Le second film d'Ari Aster est une intéressante opportunité d'en découvrir un peu plus sur le style de ce réalisateur, en le comparant à son précédent effort Hérédité. Et on constate très vite de nombreux points communs, allant de la structure de la trame (des individus en plein deuil qui traversent d'encore plus horribles évènements) aux détails ésotériques (les runes/les symboles) ainsi que sur la définition même du cinéma horrifique, qui prend avec Ari Aster une nouvelle dimension. Ari n'est pas un virtuose de l'horreur comme James Wan ou son plus modeste concurrent Scott Derrikson. Ari ne veut pas faire peur (donc pas de jump scare, seulement des plans chocs). Il cultive l'ambiance (ce qui ravira les amateurs d'horreur à l'ancienne), mais il se plaît toujours à développer un contexte de plus en plus étouffant et glauque, dont le climax bascule dans une horreur "déconnectée", où la logique s'abolit et où le film largue les amarres pour partir dans son trip. Ari Aster fait des films horribles avant de faire des films d'horreur.


Midsommar est très long, et prend tout le temps nécessaire à faire intégrer à ses personnages et au spectateur (qui subira les mêmes hallucinations visuelles que les protagonistes au fur et à mesure du film) les codes et les coutumes de cette communauté, dont le grand soin apporté aux détails et au cadre de vie contribuent grandement à l'immersion. On est, comme eux, en étude sociologique et dans un espace coupé du monde, en plein état de découverte. La première scène choc, qu'on sent arriver, est un réel bonheur question efficacité, car dès lors, le film a posé le ton, et confronte abruptement au dilemme de l'appréciation culturelle. Est-ce parce qu'une coutume semble barbare (alors qu'elle est admise par toute la communauté) qu'elle est incompréhensible et donc inacceptable ? Et par tolérance, nos héros choisissent donc de ne pas réagir au premier évènement, première étape de la grande cérémonie du solstice. Après cela, les protagonistes deviennent assez placides, disparaissant les uns après les autres sans créer de réaction réelle, ce qui est un peu étrange sans être radicalement incohérent (dans le contexte, il serait possible de voir des gens se tempérer malgré l'inquiétude). L'intérêt se recentre de tout façon sur le couple et sur la façon dont les deux personnages feront face aux évènements, chacun y prenant part selon les règles communautaires.

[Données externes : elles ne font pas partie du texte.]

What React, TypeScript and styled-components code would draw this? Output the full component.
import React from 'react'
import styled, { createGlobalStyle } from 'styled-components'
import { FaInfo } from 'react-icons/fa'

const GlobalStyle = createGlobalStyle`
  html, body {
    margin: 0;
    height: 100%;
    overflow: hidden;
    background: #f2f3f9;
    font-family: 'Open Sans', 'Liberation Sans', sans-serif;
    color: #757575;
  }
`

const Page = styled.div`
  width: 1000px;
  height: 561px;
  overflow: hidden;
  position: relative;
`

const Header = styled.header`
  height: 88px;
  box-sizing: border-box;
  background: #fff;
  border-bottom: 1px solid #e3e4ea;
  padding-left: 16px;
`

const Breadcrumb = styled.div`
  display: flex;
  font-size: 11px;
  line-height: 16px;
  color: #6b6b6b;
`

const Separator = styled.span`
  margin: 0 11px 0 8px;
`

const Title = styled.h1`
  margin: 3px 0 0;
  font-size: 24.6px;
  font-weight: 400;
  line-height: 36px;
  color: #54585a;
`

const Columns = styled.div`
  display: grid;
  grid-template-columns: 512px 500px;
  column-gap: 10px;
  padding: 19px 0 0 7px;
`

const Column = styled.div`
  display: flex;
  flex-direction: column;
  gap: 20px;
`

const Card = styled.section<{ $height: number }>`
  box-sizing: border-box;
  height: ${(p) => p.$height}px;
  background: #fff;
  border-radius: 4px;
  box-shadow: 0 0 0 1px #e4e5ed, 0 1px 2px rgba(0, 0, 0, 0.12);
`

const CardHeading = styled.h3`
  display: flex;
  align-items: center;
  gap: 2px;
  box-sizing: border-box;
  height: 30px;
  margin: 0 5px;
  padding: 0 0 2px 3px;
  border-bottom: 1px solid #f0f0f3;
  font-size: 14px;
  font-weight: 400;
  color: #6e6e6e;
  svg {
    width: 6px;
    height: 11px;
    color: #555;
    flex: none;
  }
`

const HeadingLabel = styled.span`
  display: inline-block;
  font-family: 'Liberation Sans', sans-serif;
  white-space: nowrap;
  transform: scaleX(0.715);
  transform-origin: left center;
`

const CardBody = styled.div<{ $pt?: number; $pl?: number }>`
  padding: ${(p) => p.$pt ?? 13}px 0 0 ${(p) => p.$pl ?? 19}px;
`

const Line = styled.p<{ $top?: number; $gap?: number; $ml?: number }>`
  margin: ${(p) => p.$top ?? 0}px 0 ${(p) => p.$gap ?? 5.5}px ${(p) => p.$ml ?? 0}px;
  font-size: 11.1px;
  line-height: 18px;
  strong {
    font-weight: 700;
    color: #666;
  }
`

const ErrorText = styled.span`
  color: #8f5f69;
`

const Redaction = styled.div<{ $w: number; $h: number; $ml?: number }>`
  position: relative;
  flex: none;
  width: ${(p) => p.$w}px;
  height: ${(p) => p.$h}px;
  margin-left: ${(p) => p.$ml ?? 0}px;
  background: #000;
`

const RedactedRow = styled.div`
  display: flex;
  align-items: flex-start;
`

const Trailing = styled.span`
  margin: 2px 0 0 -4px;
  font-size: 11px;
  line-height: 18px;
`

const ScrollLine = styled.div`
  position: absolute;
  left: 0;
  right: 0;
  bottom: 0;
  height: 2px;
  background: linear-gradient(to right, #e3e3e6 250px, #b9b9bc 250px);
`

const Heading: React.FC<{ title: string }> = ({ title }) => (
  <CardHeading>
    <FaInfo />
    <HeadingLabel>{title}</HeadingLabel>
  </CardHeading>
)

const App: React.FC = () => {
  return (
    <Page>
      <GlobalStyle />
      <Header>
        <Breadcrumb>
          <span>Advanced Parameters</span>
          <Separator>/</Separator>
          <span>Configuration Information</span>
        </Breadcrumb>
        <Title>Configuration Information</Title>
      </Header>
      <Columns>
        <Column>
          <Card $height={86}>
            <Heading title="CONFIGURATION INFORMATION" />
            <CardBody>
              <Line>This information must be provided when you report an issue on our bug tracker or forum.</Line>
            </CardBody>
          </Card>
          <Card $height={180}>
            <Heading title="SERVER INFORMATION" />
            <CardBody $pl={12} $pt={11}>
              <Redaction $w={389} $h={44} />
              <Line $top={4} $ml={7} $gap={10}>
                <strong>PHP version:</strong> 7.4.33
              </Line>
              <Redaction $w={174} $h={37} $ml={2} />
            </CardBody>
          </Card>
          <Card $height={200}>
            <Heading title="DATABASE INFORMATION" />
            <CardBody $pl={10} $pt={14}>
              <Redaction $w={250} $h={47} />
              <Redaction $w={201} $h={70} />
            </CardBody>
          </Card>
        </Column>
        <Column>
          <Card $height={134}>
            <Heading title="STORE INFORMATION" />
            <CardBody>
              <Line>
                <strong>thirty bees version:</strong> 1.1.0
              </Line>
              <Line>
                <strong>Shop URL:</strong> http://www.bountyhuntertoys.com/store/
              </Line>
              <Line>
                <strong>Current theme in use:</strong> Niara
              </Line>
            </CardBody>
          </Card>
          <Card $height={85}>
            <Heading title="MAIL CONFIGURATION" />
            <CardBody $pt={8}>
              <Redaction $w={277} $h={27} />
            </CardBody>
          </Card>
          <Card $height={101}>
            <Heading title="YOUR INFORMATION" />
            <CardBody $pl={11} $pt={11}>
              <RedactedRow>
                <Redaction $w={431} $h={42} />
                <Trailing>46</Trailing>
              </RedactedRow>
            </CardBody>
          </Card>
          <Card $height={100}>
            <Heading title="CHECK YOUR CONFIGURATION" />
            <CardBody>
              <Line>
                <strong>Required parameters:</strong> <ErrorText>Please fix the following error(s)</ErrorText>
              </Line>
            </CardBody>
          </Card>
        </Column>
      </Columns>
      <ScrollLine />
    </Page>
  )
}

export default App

L'approche du culte du soleil est curieuse dans ce film. Ari Aster est constamment partagé entre le sérieux papal des rites et leur signification spirituelle (c'est ce qui densifie considérablement le film sur la durée, la découverte est toujours aussi passionnante) et le ridicule moqueur qui rejaillit lors des gros points clés du rite (le guide spirituel, attardé mental difforme issus d'inceste, le rituel de fertilisation, la grand messe finale). Il était assez curieux d'entendre des éclats de rire dans la salle alors que l'ambiance du film visait un certain climax, qui bascule dans un ridicule volontaire qui ne trahit pas les objectifs de la communauté, mais qui fait prendre trop de distance pour ne pas s'en moquer. Ainsi, le climax rituel final ne peut s'empêcher un dernier détail comique, une drogue anti-douleur sensée faire partir dans la dignité des désignés volontaires... qui vivent leur agonie sans la moindre atténuation. Ari Aster a aussi son petit sens de l'humour.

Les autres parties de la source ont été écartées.